Além da situação relatada pelo Bispo diocesano, com a intensificação dos ataques, muitos missionários foram a outros campos de missão dentro e fora do país. Os Passionistas que se encontram somente na cidade de Pemba, continuam sendo uma das referências, pois com coragem e fé em Deus sofrem com as vítimas do terrorismo.
Qual é o atual chamado dos Passionistas na terra de Cabo Delgado? Quais são os projetos da Congregação para mitigar a situação que milhares de irmãos vivem na diocese de Pemba (Cabo Delgado, Moçambique)?
Para que o povo não se sinta abandonado, deve haver homens e mulheres com coragem que aceitam sofrer com o povo e escutam seus lamentos. Pode haver questionamento se não estaríamos arriscando a vida de quem decide estar na Diocese de Pemba. Contudo, a resposta deve ser: onde há pessoas, deve ser o espaço favorável para anunciar e testemunhar o Cristo Crucificado.
Enquanto milhares de irmãos continuarem sendo crucificados pela situação do terrorismo e vários males, os Passionistas não devem fechar os olhos e os ouvidos, pois “no rosto do pobre está esculpido o rosto de Jesus” (São Paulo da Cruz). Os empobrecidos e as vítimas do terrorismo em Cabo Delgado precisam dos Passionistas, não somente como seus companheiros de trincheira, mas também como curadores das dores e do sofrimento provocados pela guerra. O povo precisa de um ombro e um ouvido para reclinar a cabeça e para desabafar, respectivamente. O povo precisa de alguém que estenda a mão para dar o pão.
Enquanto a Congregação Passionista (Província Getsêmani) continuar mantendo uma comunidade na cidade de Pemba, atualmente composta somente por dois religiosos, deve haver sensibilidade e solidariedade com eles porque vivem de perto o que o povo sente e sofre diariamente.
A minha reflexão e partilha do atual ponto de situação de Cabo Delgado tem a ver com algumas resistências e medos de que acredito que poderemos superar se cada um se lembrar do tema do nosso capítulo “Aqui estou, enviai-me” – “A Paixão de Cristo: nossa fonte de vida e missão”.
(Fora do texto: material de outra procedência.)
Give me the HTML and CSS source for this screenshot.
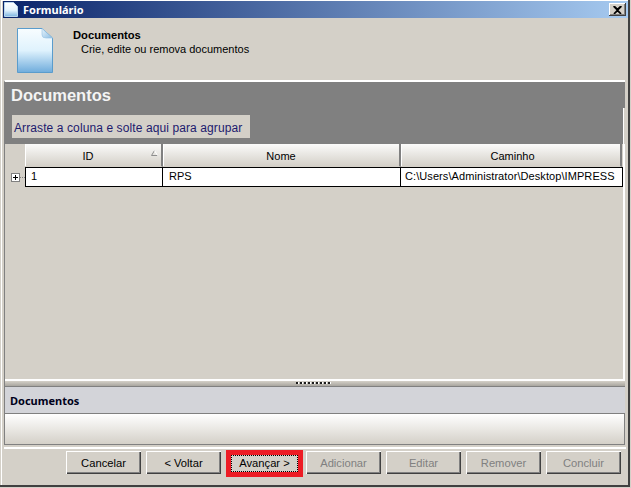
FILE: index.html
```html
<!DOCTYPE html>
<html lang="pt">
<head>
<meta charset="utf-8">
<title>Formulário</title>
<link rel="stylesheet" href="styles.css">
</head>
<body>
<div class="window">
  <div class="titlebar">
    <svg class="title-icon" width="14" height="15" viewBox="0 0 14 15"><defs><linearGradient id="tg" x1="0" y1="0" x2="0" y2="1"><stop offset="0" stop-color="#fff"/><stop offset=".55" stop-color="#e4f3fd"/><stop offset="1" stop-color="#7db4e0"/></linearGradient></defs><path d="M.5.5H9.5L13.5 4.5V14.5H.5Z" fill="url(#tg)" stroke="#b9d6ee"/></svg>
    <span class="title-text">Formulário</span>
    <span class="close"><svg width="9" height="8" viewBox="0 0 9 8"><path d="M1 0L4.5 3.2L8 0M1 8L4.5 4.8L8 8M.5.2L8 7.8M8.5.2L1 7.8" fill="none" stroke="#000" stroke-width="1.5"/></svg></span>
  </div>
  <div class="banner">
    <svg class="banner-icon" width="36" height="45" viewBox="0 0 36 45"><defs><linearGradient id="bg" x1="0" y1="0" x2="0" y2="1"><stop offset="0" stop-color="#f8fdff"/><stop offset=".5" stop-color="#dff2fd"/><stop offset="1" stop-color="#6facdc"/></linearGradient><linearGradient id="fg" x1="0" y1="0" x2="1" y2="1"><stop offset="0" stop-color="#e8f5fd"/><stop offset="1" stop-color="#8dbde2"/></linearGradient></defs><path d="M.5.5H25L35.5 10V44.5H.5Z" fill="url(#bg)" stroke="#5a9ccc"/><path d="M25 .5V7Q25 10 29 10H35.5Z" fill="url(#fg)" stroke="#93c1e3" stroke-width=".6"/></svg>
    <div class="banner-text">
      <div class="banner-title">Documentos</div>
      <div class="banner-sub">Crie, edite ou remova documentos</div>
    </div>
  </div>
  <div class="panel">
    <div class="grid-head">
      <h1 class="grid-title">Documentos</h1>
      <div class="group-box">Arraste a coluna e solte aqui para agrupar</div>
    </div>
    <div class="grid-body">
      <div class="row-head">
        <div class="col col-id head">ID<svg class="sort" width="7" height="6" viewBox="0 0 7 6"><path d="M3.5.5L.5 5.5H6.5" fill="none" stroke="#8e8e8e"/><path d="M3.5.5L6.5 5.5" fill="none" stroke="#fff"/></svg></div>
        <div class="col col-name head">Nome</div>
        <div class="col col-path head">Caminho</div>
      </div>
      <div class="row-data">
        <span class="expander"><svg width="9" height="9" viewBox="0 0 9 9"><rect x=".5" y=".5" width="8" height="8" fill="#fff" stroke="#808080"/><path d="M2 4.5H7M4.5 2V7" stroke="#000"/></svg></span>
        <div class="col col-id cell">1</div>
        <div class="col col-name cell">RPS</div>
        <div class="col col-path cell">C:\Users\Administrator\Desktop\IMPRESS</div>
      </div>
    </div>
    <div class="splitter"><span class="grip"></span></div>
    <div class="info-title">Documentos</div>
    <div class="info-body"></div>
  </div>
  <div class="footer">
    <button class="btn">Cancelar</button>
    <button class="btn">&lt; Voltar</button>
    <button class="btn btn-focus"><span class="focus-ring">Avançar &gt;</span></button>
    <button class="btn" disabled>Adicionar</button>
    <button class="btn" disabled>Editar</button>
    <button class="btn" disabled>Remover</button>
    <button class="btn" disabled>Concluir</button>
  </div>
</div>
</body>
</html>
```

FILE: styles.css
```css
* { box-sizing: border-box; }
html, body { margin: 0; padding: 0; }
body { width: 631px; height: 488px; overflow: hidden; background: #d4d0c8; font-family: "Liberation Sans", Arial, sans-serif; font-size: 11px; color: #000; }
.window { width: 630px; height: 487px; background: #d4d0c8; padding: 1px 0 0 3px; display: flex; flex-direction: column; border-right: 2px solid #404040; border-bottom: 2px solid #404040; box-shadow: inset 1px 0 0 #d4d0c8, inset 2px 0 0 #fff, inset 0 1px 0 #fff; }
.titlebar { height: 17px; flex: none; display: flex; align-items: center; padding: 0 2px 0 1px; background: linear-gradient(90deg, #0a246a, #a6caf0); color: #fff; }
.title-icon { flex: none; }
.title-text { margin-left: 5px; font: bold 11px "Noto Sans", "Liberation Sans", sans-serif; flex: 1; }
.close { width: 17px; height: 13px; background: #d4d0c8; display: flex; align-items: center; justify-content: center; box-shadow: inset -1px -1px 0 #404040, inset 1px 1px 0 #fff, inset -2px -2px 0 #808080; }
.banner { height: 62px; flex: none; display: flex; padding: 10px 0 0 14px; }
.banner-text { margin-left: 20px; }
.banner-title { font-weight: bold; font-size: 11.2px; line-height: 14px; }
.banner-sub { margin-left: 8px; line-height: 14px; }
.panel { flex: none; height: 365px; display: flex; flex-direction: column; margin: 0 3px 0 1px; border-top: 2px solid #fff; border-left: 1px solid #808080; }
.grid-head { height: 62px; flex: none; position: relative; background: #808080; padding: 3px 0 0 6px; }
.grid-head::after { content: ""; position: absolute; right: 0; bottom: 0; width: 2px; height: 36px; background: linear-gradient(90deg, #fff 1px, #d4d0c8 1px); }
.grid-title { margin: 0; font: bold 16.5px/20px "Liberation Sans", sans-serif; color: #f4f4f4; }
.group-box { margin: 10px 0 0 1px; width: 238px; height: 23px; background: #d4d0c8; color: #1d1a6e; font-size: 12px; letter-spacing: .1px; line-height: 27px; padding-left: 2px; white-space: nowrap; }
.grid-body { flex: 1; min-height: 0; background: #d4d0c8; padding-left: 20px; border-right: 2px solid #fff; border-right-color: #fff; }
.row-head, .row-data { display: flex; }
.col { flex: none; }
.col-id { width: 138px; }
.col-name { width: 238px; }
.col-path { width: 221px; }
.head { height: 23px; position: relative; text-align: center; line-height: 24px; background: linear-gradient(#fbfbfa, #d4d0c8); border-right: 2px solid #808080; box-shadow: inset 1px 0 0 #fff; border-bottom: 1px solid #d4d0c8; }
.head.col-id { padding-right: 10px; }
.head.col-path { padding-left: 4px; }
.sort { position: absolute; right: 3px; top: 6px; }
.row-data { height: 20px; position: relative; border: solid #000; border-width: 1px 0 1px 1px; width: 598px; background: #fff; line-height: 16px; }
.row-data .col-id { width: 137px; }
.cell { padding-left: 5px; border-right: 1px solid #000; white-space: nowrap; overflow: hidden; }
.row-data .col-name { padding-left: 6px; }
.row-data .col-path { width: 222px; padding-left: 4px; letter-spacing: .08px; }
.expander { position: absolute; left: -15px; top: 5px; display: flex; width: 14px; height: 9px; }
.expander::after { content: ""; position: absolute; left: 9px; top: 4px; width: 5px; border-top: 1px dotted #808080; }
.splitter { height: 6px; flex: none; background: linear-gradient(#d4d0c8, #a9a69f); border-bottom: 1px solid #808080; display: flex; justify-content: center; box-shadow: 0 -2px 0 #fff; }
.grip { width: 36px; height: 2px; margin: 1px 0 0 -2px; background: repeating-linear-gradient(90deg, #1c1c1c 0 2px, #fff 2px 3px, transparent 3px 4px); }
.info-title { height: 27px; flex: none; padding-left: 5px; background: #d3d4d9; border-bottom: 1px solid #808080; font: bold 11px/28px "Noto Sans", "Liberation Sans", sans-serif; color: #00001a; }
.info-body { height: 31px; flex: none; background: linear-gradient(#fff, #d4d0c8); border-bottom: 1px solid #808080; border-right: 1px solid #808080; }
.footer { flex: 1; margin: 2px 2px 0 1px; border-top: 2px solid #fff; display: flex; justify-content: flex-end; gap: 5px; padding: 2px 5px 0 0; align-items: flex-start; }
.btn { width: 75px; height: 23px; padding: 0; background: #d4d0c8; border: 0; font: 11.2px "Liberation Sans", sans-serif; color: #000; box-shadow: inset 1px 1px 0 #fff, inset -1px -1px 0 #404040, inset -2px -2px 0 #808080; }
.btn:disabled { color: #808080; }
.btn-focus { outline: 5px solid #ed1c24; outline-offset: -5px; box-shadow: none; width: 77px; height: 27px; margin: -1px -2px 0 0; padding: 5px; }
.focus-ring { display: block; height: 17px; line-height: 15px; border: 1px dotted #000; }
```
Como missionários Passionistas, apaixonados por Cristo e pela vida, precisamos de nos animar e tomar uma atitude corajosa que contribua com a Congregação que sempre esteve presente e se destacou nos lugares bastante desafiadores que poucos aceitaram estar.
Que este ano do 48° Capítulo, não seja mais um Capítulo, mas uma ocasião de tomada de decisões e se possível de mudança radical para renovarmos o nosso carisma e continuarmos a contribuir na Igreja em espírito de sinodalidade, como pede o Papa Francisco.